I have to mention that it was not smooth sailing all the way.  Some had objections and even threatened to dig up the road if it passed through their land.  Village paths pass through a bit of everyone’s land anyway.  My own uncle’s family members were the main culprits who stirred up trouble.  I had foreseen this and thus in the planning stages, it was decided that the village headman took on the role of chairman of the project committee,  Baijiang section leader was appointed clerk of works and I was to stay completely in the background as the fund raiser for all the building materials – cement, stones, sand and wood..  We also decided to cement the village section of the road first and the road to LSSC last.  That strategy worked.  The whole of Baijiang was at LSSC for the final stretch of the road.  My uncle’s own grandson who was home on holidays was the one who personally removed their out-door kitchen and cut down their fruit trees thus making way for the widening and cementing of the road to LSSC and a car park in front of my grandfather’s house.  The original budget was RMB18,000.  The final cost was RMB23,880.  Thus, inclusive of the cost of opening the road last year at RMB9,800, the whole project from beginning to end cost RMB33,680.  I am indebted to many villagers who went out of their way to ensure a successful completion of the project.  I was exhausted after the celebrations of 26th May.  On 31st May I went back to Malaysia for a meeting of the Brothers and a short rest.  I return to Changjiao on 24th June.
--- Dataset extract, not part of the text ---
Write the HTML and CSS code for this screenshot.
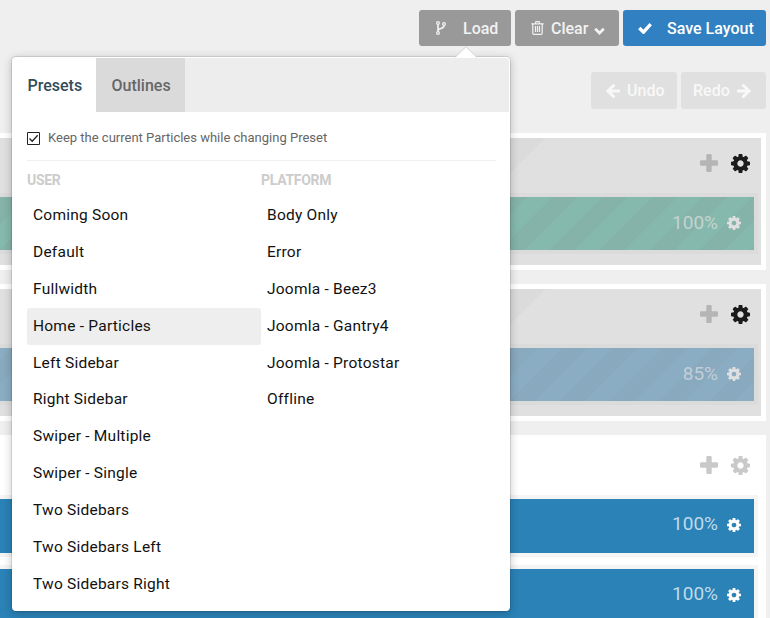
FILE: index.html
```html
<!DOCTYPE html>
<html lang="en">
<head>
<meta charset="utf-8">
<title>Layout Manager</title>
<link rel="stylesheet" href="styles.css">
</head>
<body>
<svg class="defs" aria-hidden="true">
  <symbol id="cog" viewBox="0 0 1536 1536"><path d="M1024 768q0-106-75-181t-181-75-181 75-75 181 75 181 181 75 181-75 75-181zm512-109v222q0 12-8 23t-20 13l-185 28q-19 54-39 91 35 50 107 138 10 12 10 25t-9 23q-27 37-99 108t-94 71q-12 0-26-9l-138-108q-44 23-91 38-16 136-29 186-7 28-36 28H657q-14 0-24.500-8.500T621 1506l-28-184q-49-16-90-37l-141 107q-10 9-25 9-14 0-25-11-126-114-165-168-7-10-7-23 0-12 8-23 15-21 51-66.500t54-70.500q-27-50-41-99L29 913q-13-2-21-12.500T0 877V655q0-12 8-23t19-13l186-28q14-46 39-92-40-57-107-138-10-12-10-24 0-10 9-23 26-36 98.500-107.500T337 135q13 0 26 10l138 107q44-23 91-38 16-136 29-186 7-28 36-28h222q14 0 24.500 8.500T915 30l28 184q49 16 90 37l142-107q9-9 24-9 13 0 25 10 129 119 165 170 7 8 7 22 0 12-8 23-15 21-51 66.500t-54 70.500q26 50 41 98l183 28q13 2 21 12.500t8 23.500z"/></symbol>
  <symbol id="plus" viewBox="0 0 18 18"><path d="M7.500 0h3q1.200 0 1.200 1.200v5.100h5.100q1.200 0 1.200 1.200v3q0 1.200-1.200 1.200h-5.100v5.100q0 1.200-1.200 1.200h-3q-1.200 0-1.200-1.200v-5.100H1.200Q0 11.700 0 10.500v-3q0-1.200 1.200-1.200h5.100V1.200Q6.300 0 7.500 0z"/></symbol>
  <symbol id="arrow" viewBox="0 0 14 14"><path d="M7.600 1.500 2 7l5.600 5.500M2.500 7h10.200" fill="none" stroke="currentColor" stroke-width="3" stroke-linecap="round"/></symbol>
</svg>

<main class="manager">
  <header class="toolbar">
    <button class="btn load"><svg viewBox="0 0 10 14"><g fill="none" stroke="currentColor" stroke-width="1.200"><circle cx="2" cy="2" r="1.400"/><circle cx="2" cy="12" r="1.400"/><circle cx="8" cy="3" r="1.400"/></g><path d="M2 3.500v7M8 4.500c0 3.500-5 2.500-6 5" fill="none" stroke="currentColor" stroke-width="1.700"/></svg><span>Load</span></button>
    <button class="btn clear"><svg class="trash" viewBox="0 0 13 14"><path d="M.3 2.900h12.400M4.300 2.900l.6-2.200h3.200l.6 2.200M1.800 3v9q0 1.300 1.200 1.300h7q1.200 0 1.200-1.300V3M4.500 5v6M6.500 5v6M8.500 5v6" fill="none" stroke="currentColor" stroke-width="1.200"/></svg><span>Clear</span><svg class="chevron" viewBox="0 0 11 8"><path d="m1.200 1.700 4.300 4.300 4.300-4.300" fill="none" stroke="currentColor" stroke-width="2.700"/></svg></button>
    <button class="btn save"><svg viewBox="0 0 14 12"><path d="m1.300 6 4.200 4.200 7.200-8" fill="none" stroke="currentColor" stroke-width="3.300"/></svg><span>Save Layout</span></button>
  </header>
  <div class="history">
    <button class="btn faded undo"><svg><use href="#arrow"/></svg><span>Undo</span></button>
    <button class="btn faded redo"><span>Redo</span><svg class="flip"><use href="#arrow"/></svg></button>
  </div>

  <section class="section inherited">
    <div class="tools"><svg class="add"><use href="#plus"/></svg><svg class="settings"><use href="#cog"/></svg></div>
    <div class="row"><div class="block green"><span>100%</span><svg><use href="#cog"/></svg></div></div>
  </section>
  <section class="section inherited">
    <div class="tools"><svg class="add"><use href="#plus"/></svg><svg class="settings"><use href="#cog"/></svg></div>
    <div class="row"><div class="block steel"><span>85%</span><svg><use href="#cog"/></svg></div></div>
  </section>
  <section class="section">
    <div class="tools"><svg class="add"><use href="#plus"/></svg><svg class="settings"><use href="#cog"/></svg></div>
    <div class="row"><div class="block"><span>100%</span><svg><use href="#cog"/></svg></div></div>
    <div class="row"><div class="block"><span>100%</span><svg><use href="#cog"/></svg></div></div>
  </section>
</main>

<div class="popover">
  <svg class="pointer" viewBox="0 0 22 12"><path d="M0 11.500 11 .7l11 10.800" fill="#fff" stroke="#d4d4d4"/></svg>
  <nav class="tabs"><a class="tab active">Presets</a><a class="tab">Outlines</a></nav>
  <div class="content">
    <label class="keep"><svg viewBox="0 0 13 13"><path d="M.5.5h12v12H.5z" fill="#fff" stroke="#222"/><path d="m2.500 6.500 2.700 2.800 5.500-6" fill="none" stroke="#222" stroke-width="1.300"/></svg><span>Keep the current Particles while changing Preset</span></label>
    <div class="columns">
      <div class="column">
        <h4>USER</h4>
        <ul><li>Coming Soon</li><li>Default</li><li>Fullwidth</li><li class="selected">Home - Particles</li><li>Left Sidebar</li><li>Right Sidebar</li><li>Swiper - Multiple</li><li>Swiper - Single</li><li>Two Sidebars</li><li>Two Sidebars Left</li><li>Two Sidebars Right</li></ul>
      </div>
      <div class="column">
        <h4>PLATFORM</h4>
        <ul><li>Body Only</li><li>Error</li><li>Joomla - Beez3</li><li>Joomla - Gantry4</li><li>Joomla - Protostar</li><li>Offline</li></ul>
      </div>
    </div>
  </div>
</div>
</body>
</html>
```
FILE: styles.css
```css
* { box-sizing: border-box; }
html, body { height: 100%; overflow: hidden; }
body { margin: 0; background: #efefef; font-family: Roboto, "Liberation Sans", sans-serif; font-size: 16px; color: #111; }
svg { flex: none; fill: currentColor; }
.defs { display: none; }
.manager { height: 100%; overflow: hidden; padding: 10px 4px 0 0; }

.toolbar, .history { display: flex; justify-content: flex-end; gap: 4px; }
.history { margin: 26px 0 24px; }
.btn { display: flex; align-items: center; height: 36px; padding: 0; border: 0; border-radius: 3px; background: #999; color: #f2f2f2; font: 500 16px Roboto, sans-serif; white-space: nowrap; }
.load { width: 92px; padding-left: 17px; gap: 17px; }
.load svg { width: 10px; height: 14px; }
.clear { width: 104px; padding-left: 16px; }
.trash { width: 13px; height: 14px; margin-right: 7px; }
.chevron { width: 11px; height: 8px; margin: 5px 0 0 6px; }
.save { width: 143px; padding-left: 15px; gap: 15px; background: #3180c2; color: #fff; }
.save svg { width: 14px; height: 12px; }
.faded { height: 37px; background: #e0e0e0; color: #f8f8f8; }
.faded svg { width: 14px; height: 14px; }
.undo { width: 86px; padding-left: 15px; gap: 7px; }
.redo { width: 85px; padding-left: 12px; gap: 7px; }
.flip { transform: scaleX(-1); }

.section { margin-bottom: 14px; padding: 5px 8px 16px 0; background: #fff; }
.inherited { height: 137px; padding: 0 3px 0 0; border: solid #fff; border-width: 5px 5px 5px 0; background: linear-gradient(-45deg, #e0e0e0 0 242px, #dbdbdb 242px 320px, #e0e0e0 320px); }
.tools { display: flex; justify-content: flex-end; align-items: center; gap: 13px; height: 55px; padding: 0 8px 5px 0; color: #c9c9c9; }
.tools .add { width: 18px; height: 18px; margin-top: -1px; }
.tools .settings { width: 19px; height: 19px; }
.inherited .add { color: #b5b5b5; }
.inherited .settings { color: #1b1b1b; }
.row { padding: 4px 4px 4px 0; background: #f5f5f5; }
.row + .row { margin-top: 8px; }
.inherited .row { background: #dbdbdb; }
.block { display: flex; justify-content: flex-end; align-items: center; height: 54px; padding: 0 13px 2px 0; gap: 9px; background: #2a82b7; color: #fff; font-size: 19px; }
.block span { color: #bfdaea; margin-top: -3px; }
.block svg { width: 14px; height: 14px; }
.inherited .block { height: 53px; color: #e0e0e0; }
.inherited .block span { margin-top: -1px; color: #c2d4d0; }
.green { background: repeating-linear-gradient(-45deg, #85b3a9 0 3px, #86b9ad 3px 20.700px, #85b3a9 20.700px 35.360px); }
.steel { background: repeating-linear-gradient(-45deg, #8aadc3 0 14.100px, #89a9be 14.100px 31.800px, #8aadc3 31.800px 35.360px); }
.inherited .steel span { color: #c2ced8; }

.popover { position: absolute; left: 11px; top: 56px; width: 500px; height: 556px; border: 1px solid rgba(0, 0, 0, .1); border-radius: 5px; background: #fff; box-shadow: 0 2px 8px rgba(0, 0, 0, .2); background-clip: padding-box; }
.pointer { position: absolute; left: 443px; top: -11px; width: 22px; height: 12px; }
.tabs { display: flex; height: 54px; margin: 1px 1px 0 0; background: #ededed; border-radius: 4px 4px 0 0; }
.tab { display: flex; align-items: center; width: 89px; padding: 0 0 0 15.500px; background: #dadada; color: #666; font-weight: 500; }
.tab.active { width: 84px; background: #fff; color: #314d59; border-radius: 4px 0 0 0; }
.content { padding: 0 14px 0 15px; }
.keep { display: flex; align-items: center; gap: 8px; height: 49px; padding-top: 4px; border-bottom: 1px solid #f0f0f0; color: #666; font-size: 13px; }
.keep svg { width: 13px; height: 13px; }
.keep span { margin-top: -2px; }
.columns { display: flex; }
.column { width: 234px; }
h4 { margin: 0; height: 36.300px; padding-top: 10px; font-size: 14px; line-height: 18px; font-weight: 700; letter-spacing: -.3px; color: #ccc; }
ul { margin: 0; padding: 0; list-style: none; }
li { height: 36.840px; padding-left: 6px; line-height: 37px; font-size: 15.500px; letter-spacing: .23px; border-radius: 3px; white-space: nowrap; }
.selected { background: #eee; }
```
As in the past three years, the next main activity of LSSC this year is the summer English Programme.  It suffices to say for the present that I intend to train my senior students.  Last year six of them assisted me.  This year I will let them teach and I will assist them.  However, I will teach the upper secondary students.  I will probably have volunteers from Malaysia to help me.  You will have about it in the next report.

As always with love in DLS in the service of youth and nation.

Take care and God bless.  BDLiaoFSC

Changjiao 26th June 2005


All good things must come to an end... that better things may begin!!!